Tezon também adicionou mais um item à lista de equívocos: esperar que a ciência apresente uma solução única e certeira para os problemas enfrentados. “É um desafio o público geral entender que os problemas são complexos e interdisciplinares – não existe resposta única que dê conta de problemas como desemprego ou ao alcoolismo e à dependência química”, exemplificou.
Diante destas considerações, o presidente da DFG defendeu que a discussão sobre impacto não deve seguir uma abordagem ideológica, mas sim metodológica. “Nenhum cientista é contra impacto, ninguém tem a intenção de produzir conhecimento inútil. Precisamos discutir, na verdade, como os atuais sistemas de fomento de pesquisas, caros como são, podem ser explicados para a população e legitimados. Isso nos traz questões metodológicas: como mostrar e comunicar impacto, como categorizar impacto, como trazer questões de impacto nos processos políticos de tomada de decisão”, explicou.

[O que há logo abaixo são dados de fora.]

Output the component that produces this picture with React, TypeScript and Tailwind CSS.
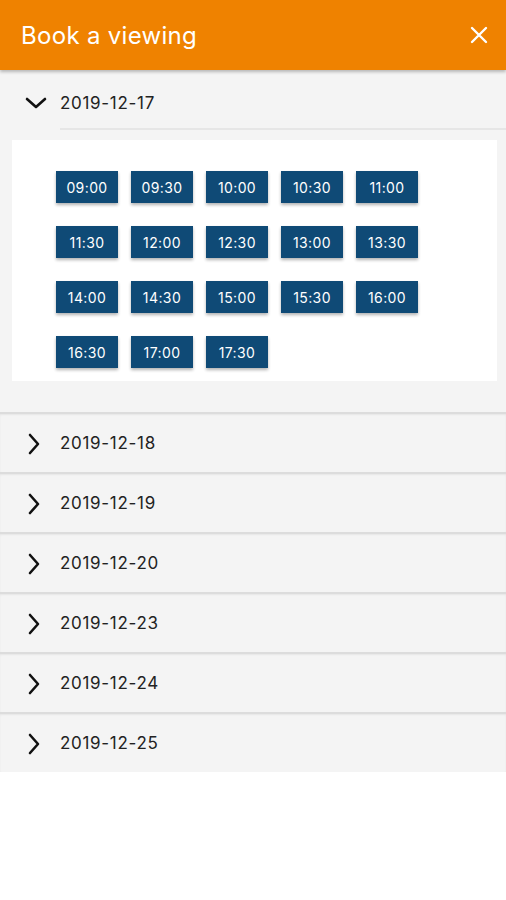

Além do debate sobre impacto científico, o encontro do GRC em São Paulo também tratou de outros temas quentes que tangenciam o universo científico. Sessões temáticas discutiram a importância da igualdade de gênero na ciência; OpenScience, movimento pelo acesso aberto universal ao conhecimento científico; e desenvolvimento sustentável.
Todas estas questões foram previamente debatidas pelas agências do GRC em discussões regionais nos cinco continentes do planeta durante o ano passado, e as conclusões compiladas em uma Declaração de Princípio. O documento, endossado em plenária no encontro anual em São Paulo, defende uma abordagem equilibrada entre a ciência básica e a ciência voltada a aplicação; a prevalência do critério de mérito na seleção de projetos para o financiamento e que a avaliação do impacto social e econômico dos estudos tenha abordagem flexível. A Declaração de Princípios, que servirá como referência para as agências de fomento, recomenda ainda a adoção de estratégias de comunicação mais eficazes para que os resultados de pesquisas financiadas cheguem à comunidade científica, sociedade e governo.
Na Alemanha
Dentro do amplo sistema científico alemão, as variadas organizações de fomento possuem competências diferentes. A DFG é organização que lidera o fomento à pesquisa básica. Com um orçamento anual de cerca de 3 bilhões de euros, oriundo majoritariamente dos governos federal e estaduais, cabe a ela financiar a pesquisa pautada pela curiosidade. O critério de seleção de proposta baseia-se no mérito científico. Orientada pelo princípio bottom-up (“de baixo para cima”), a DFG atende à livre demanda dos cientistas, que desfrutam de liberdade para definir a temática de suas pesquisas. As pesquisas que se orientam para a geração mais imediata de impacto social e econômico são geralmente fomentadas pelo próprio Ministério Federal da Educação e Pesquisa, que dispõe de um fundo para financiamento de áreas prioritárias ao governo.
Sobre o GRC
Constituído em 2012, o Global Research Council tem entre seus objetivos melhorar a comunicação e a cooperação entre os conselhos nacionais de pesquisa, além de promover o compartilhamento de dados e melhores práticas para uma cooperação de pesquisa de alta qualidade. A organização tem como presidente e vice-presidente Vladislav Panchenko, da Russian Foundation for Basic Research, e Alejandro Ceccatto, do CONICET (Argentina), respectivamente. A DFG é membro ativo da organização e ocupa posições importantes no Governing Board e Programme Committee. Além disso, está também representada no Grupo de Suporte Executivo e no Grupo de Trabalho sobre Gênero, bem como nos encontros regionais, que contam com a participação dos coordenadores de cooperação internacional da DFG.
Durante o encontro anual em São Paulo, o diretor científico da FAPESP, Prof. Brito, foi eleito o novo presidente do conselho do GRC.